→ **Task to complete**
Search the data below for the word "React" and copy each line that holds it.

→ **Supplied information**
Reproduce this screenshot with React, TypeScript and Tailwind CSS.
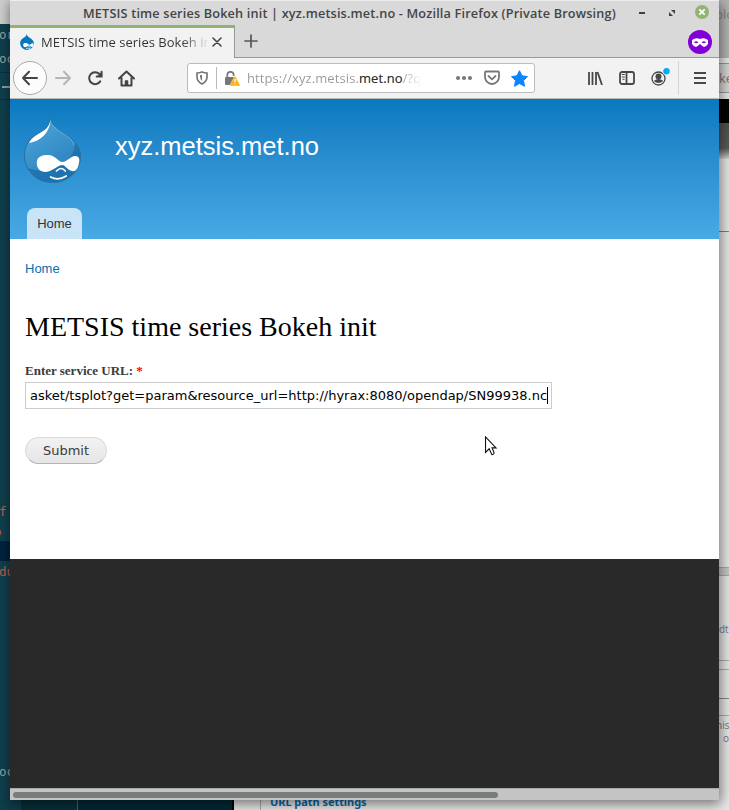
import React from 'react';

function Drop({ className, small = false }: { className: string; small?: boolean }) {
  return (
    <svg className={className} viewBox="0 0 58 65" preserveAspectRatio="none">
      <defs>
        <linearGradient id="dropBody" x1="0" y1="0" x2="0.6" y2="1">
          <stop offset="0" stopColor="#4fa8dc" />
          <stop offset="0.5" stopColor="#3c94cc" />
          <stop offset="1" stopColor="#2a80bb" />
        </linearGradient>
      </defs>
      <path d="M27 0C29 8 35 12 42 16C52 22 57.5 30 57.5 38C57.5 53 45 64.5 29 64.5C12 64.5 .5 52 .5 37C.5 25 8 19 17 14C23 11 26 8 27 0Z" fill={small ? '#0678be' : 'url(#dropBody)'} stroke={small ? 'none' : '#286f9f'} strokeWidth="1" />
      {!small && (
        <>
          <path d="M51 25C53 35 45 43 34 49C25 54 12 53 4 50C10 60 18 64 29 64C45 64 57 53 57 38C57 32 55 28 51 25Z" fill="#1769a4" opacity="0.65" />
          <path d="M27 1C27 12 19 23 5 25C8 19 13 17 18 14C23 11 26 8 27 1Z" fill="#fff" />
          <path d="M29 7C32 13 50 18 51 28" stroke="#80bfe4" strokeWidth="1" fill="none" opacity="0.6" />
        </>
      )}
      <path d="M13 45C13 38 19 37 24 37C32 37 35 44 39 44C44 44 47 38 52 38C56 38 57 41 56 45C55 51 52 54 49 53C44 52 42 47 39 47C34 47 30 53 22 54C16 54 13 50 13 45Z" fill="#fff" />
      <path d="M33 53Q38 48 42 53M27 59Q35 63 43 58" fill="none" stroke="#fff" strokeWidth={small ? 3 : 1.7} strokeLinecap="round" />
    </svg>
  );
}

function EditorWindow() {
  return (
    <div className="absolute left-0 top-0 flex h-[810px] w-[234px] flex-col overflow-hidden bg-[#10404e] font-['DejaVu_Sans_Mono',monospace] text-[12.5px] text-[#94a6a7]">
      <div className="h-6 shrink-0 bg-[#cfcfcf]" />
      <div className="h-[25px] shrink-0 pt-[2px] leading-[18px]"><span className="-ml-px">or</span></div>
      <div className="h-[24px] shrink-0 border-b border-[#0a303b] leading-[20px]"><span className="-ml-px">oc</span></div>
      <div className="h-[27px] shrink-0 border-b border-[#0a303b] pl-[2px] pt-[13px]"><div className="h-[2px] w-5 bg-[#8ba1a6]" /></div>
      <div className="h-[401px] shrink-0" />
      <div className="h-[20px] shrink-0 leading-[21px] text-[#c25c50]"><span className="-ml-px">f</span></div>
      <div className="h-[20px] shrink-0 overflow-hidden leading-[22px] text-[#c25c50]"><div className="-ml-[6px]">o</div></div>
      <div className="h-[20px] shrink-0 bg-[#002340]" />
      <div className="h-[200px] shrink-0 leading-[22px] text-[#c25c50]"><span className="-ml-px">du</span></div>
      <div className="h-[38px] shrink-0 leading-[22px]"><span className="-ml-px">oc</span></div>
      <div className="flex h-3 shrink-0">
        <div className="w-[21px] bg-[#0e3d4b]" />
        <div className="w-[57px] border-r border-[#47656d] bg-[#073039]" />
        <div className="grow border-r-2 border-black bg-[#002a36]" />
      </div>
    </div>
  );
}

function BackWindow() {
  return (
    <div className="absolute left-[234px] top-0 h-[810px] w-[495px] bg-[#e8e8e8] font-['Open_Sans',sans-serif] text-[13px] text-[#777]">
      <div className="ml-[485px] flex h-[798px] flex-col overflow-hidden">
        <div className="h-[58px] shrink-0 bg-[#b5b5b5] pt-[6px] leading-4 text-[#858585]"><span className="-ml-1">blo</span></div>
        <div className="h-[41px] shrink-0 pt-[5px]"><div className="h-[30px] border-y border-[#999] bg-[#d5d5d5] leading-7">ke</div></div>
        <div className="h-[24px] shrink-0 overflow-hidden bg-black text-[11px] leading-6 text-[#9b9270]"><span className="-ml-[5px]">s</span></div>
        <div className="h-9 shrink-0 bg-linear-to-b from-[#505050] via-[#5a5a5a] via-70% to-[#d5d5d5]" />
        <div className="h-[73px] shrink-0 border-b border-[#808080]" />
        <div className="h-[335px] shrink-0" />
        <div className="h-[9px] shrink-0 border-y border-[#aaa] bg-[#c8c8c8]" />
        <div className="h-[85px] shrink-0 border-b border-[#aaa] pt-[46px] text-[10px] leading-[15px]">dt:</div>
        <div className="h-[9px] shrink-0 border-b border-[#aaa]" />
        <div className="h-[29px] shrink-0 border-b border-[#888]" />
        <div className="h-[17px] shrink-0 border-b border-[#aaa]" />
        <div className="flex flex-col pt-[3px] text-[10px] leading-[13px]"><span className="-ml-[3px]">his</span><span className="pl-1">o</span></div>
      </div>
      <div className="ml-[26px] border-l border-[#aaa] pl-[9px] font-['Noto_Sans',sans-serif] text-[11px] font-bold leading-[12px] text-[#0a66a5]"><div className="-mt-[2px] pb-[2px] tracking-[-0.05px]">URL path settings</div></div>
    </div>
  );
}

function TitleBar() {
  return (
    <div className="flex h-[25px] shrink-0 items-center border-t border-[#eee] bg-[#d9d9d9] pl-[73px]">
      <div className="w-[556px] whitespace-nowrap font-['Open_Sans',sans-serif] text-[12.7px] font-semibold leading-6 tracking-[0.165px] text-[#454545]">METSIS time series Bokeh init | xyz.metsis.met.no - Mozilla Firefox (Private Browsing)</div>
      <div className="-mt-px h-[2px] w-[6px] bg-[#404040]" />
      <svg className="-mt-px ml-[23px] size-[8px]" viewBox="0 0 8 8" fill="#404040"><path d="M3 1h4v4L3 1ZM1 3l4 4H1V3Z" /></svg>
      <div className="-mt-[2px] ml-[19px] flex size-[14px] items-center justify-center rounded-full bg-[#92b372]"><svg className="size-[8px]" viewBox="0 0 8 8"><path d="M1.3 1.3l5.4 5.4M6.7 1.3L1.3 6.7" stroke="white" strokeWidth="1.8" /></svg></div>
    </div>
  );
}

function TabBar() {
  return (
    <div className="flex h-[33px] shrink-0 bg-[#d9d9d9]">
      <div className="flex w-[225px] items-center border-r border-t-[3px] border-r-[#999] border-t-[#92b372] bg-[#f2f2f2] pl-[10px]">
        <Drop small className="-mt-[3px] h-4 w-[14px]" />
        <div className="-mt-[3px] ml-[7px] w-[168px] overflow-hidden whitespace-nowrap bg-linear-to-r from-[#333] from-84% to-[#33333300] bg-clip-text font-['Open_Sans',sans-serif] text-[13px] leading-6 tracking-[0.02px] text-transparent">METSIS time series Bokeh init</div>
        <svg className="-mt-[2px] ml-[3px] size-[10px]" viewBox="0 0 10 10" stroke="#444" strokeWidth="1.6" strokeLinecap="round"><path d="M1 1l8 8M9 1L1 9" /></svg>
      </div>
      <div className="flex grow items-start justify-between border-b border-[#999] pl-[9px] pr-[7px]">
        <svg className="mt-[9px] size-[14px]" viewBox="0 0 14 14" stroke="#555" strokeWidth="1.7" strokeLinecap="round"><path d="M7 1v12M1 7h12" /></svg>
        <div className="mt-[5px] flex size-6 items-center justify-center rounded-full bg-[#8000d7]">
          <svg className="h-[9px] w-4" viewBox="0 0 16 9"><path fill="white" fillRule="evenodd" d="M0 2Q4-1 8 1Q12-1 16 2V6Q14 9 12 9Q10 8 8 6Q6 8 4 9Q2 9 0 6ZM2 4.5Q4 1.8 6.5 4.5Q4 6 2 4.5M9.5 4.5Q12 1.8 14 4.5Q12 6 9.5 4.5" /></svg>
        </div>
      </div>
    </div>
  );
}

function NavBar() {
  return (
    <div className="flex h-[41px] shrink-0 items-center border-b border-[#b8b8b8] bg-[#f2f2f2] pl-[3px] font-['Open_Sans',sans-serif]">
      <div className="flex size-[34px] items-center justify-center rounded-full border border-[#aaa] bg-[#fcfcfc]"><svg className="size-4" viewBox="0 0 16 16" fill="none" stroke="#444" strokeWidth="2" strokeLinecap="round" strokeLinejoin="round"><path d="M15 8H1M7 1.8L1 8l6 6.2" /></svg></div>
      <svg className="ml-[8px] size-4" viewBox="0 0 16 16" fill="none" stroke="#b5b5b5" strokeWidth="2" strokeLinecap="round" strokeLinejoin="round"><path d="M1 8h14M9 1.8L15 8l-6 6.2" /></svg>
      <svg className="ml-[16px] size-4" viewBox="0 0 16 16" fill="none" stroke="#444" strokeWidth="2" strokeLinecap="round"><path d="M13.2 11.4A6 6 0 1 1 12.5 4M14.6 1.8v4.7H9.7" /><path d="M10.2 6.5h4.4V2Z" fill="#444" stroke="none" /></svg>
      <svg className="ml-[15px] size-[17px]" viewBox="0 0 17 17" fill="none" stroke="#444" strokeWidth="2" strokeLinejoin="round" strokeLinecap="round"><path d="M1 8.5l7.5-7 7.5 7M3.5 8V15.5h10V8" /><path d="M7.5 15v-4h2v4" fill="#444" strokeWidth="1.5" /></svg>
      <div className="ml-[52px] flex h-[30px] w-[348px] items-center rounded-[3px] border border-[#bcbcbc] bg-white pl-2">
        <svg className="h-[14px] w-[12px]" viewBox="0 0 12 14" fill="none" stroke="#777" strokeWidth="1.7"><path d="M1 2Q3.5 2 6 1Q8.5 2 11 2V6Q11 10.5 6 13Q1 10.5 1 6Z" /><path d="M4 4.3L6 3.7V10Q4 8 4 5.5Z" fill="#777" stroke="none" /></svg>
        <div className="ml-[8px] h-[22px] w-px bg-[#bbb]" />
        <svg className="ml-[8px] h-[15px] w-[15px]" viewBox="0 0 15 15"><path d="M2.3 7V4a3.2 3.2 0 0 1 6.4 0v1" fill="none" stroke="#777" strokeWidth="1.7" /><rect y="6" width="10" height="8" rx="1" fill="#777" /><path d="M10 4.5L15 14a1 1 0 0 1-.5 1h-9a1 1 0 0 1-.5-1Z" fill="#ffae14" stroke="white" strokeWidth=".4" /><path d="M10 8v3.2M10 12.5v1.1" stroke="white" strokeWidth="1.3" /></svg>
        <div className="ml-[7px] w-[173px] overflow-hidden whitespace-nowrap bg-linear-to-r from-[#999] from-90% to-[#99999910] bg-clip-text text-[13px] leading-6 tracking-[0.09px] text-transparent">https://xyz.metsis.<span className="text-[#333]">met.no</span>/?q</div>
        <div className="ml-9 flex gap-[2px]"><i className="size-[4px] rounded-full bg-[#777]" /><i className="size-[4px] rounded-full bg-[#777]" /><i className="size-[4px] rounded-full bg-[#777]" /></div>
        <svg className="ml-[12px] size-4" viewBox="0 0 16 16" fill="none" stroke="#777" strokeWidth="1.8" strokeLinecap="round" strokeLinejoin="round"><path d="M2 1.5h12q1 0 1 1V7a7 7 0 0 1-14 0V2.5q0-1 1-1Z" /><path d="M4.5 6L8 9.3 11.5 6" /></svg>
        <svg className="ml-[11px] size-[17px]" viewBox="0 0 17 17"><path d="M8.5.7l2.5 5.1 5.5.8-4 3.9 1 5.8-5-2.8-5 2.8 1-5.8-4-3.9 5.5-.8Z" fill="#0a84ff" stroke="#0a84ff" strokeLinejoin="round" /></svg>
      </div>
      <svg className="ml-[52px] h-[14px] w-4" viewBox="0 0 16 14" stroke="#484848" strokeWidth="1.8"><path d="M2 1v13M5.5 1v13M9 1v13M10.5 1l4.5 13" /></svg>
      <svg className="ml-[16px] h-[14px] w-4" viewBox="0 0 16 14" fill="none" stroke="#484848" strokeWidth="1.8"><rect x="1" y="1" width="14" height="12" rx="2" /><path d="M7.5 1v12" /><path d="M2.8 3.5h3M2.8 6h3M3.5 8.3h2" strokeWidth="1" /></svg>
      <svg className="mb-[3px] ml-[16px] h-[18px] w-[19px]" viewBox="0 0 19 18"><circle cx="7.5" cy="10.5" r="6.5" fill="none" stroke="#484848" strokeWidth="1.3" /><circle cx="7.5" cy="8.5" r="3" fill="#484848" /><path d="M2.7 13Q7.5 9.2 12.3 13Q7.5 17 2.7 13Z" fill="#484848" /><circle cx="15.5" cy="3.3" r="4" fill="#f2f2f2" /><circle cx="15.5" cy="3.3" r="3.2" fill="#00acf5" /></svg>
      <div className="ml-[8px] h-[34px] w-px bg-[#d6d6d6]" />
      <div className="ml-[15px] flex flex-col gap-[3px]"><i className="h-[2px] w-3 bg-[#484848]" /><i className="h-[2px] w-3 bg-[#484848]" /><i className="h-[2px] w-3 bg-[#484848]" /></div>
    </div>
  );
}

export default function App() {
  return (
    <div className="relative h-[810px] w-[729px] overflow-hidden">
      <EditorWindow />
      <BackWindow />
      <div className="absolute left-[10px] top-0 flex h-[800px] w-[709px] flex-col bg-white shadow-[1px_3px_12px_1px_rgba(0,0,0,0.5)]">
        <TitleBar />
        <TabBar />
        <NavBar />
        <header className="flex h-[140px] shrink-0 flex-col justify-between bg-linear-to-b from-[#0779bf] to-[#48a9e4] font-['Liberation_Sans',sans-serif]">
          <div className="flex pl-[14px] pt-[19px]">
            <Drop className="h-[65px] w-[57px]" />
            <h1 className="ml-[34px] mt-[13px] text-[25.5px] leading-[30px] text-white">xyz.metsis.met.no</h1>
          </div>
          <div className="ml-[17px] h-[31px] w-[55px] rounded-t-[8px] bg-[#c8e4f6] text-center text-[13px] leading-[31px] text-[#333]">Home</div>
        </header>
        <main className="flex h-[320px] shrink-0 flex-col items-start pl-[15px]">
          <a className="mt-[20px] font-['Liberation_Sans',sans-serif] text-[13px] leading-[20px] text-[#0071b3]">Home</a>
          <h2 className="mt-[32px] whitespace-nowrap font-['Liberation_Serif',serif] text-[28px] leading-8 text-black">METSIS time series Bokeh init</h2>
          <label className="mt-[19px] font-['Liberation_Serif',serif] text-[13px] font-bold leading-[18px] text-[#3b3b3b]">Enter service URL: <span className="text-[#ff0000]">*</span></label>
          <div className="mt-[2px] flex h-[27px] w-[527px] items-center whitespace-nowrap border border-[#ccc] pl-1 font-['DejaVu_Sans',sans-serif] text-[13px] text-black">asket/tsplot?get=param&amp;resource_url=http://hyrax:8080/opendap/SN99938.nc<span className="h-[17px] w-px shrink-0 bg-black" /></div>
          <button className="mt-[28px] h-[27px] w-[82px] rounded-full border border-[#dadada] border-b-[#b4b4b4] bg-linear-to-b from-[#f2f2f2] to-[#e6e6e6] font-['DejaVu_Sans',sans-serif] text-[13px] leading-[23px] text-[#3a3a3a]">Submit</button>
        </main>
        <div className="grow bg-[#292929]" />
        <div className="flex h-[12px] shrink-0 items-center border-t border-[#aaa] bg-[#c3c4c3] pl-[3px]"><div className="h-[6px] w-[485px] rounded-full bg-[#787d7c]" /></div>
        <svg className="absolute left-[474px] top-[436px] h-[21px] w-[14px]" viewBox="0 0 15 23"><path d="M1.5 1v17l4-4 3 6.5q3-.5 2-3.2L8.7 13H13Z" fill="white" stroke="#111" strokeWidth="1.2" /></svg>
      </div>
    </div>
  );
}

→ **Exercise response**
Reproduce this screenshot with React, TypeScript and Tailwind CSS.
import React from 'react';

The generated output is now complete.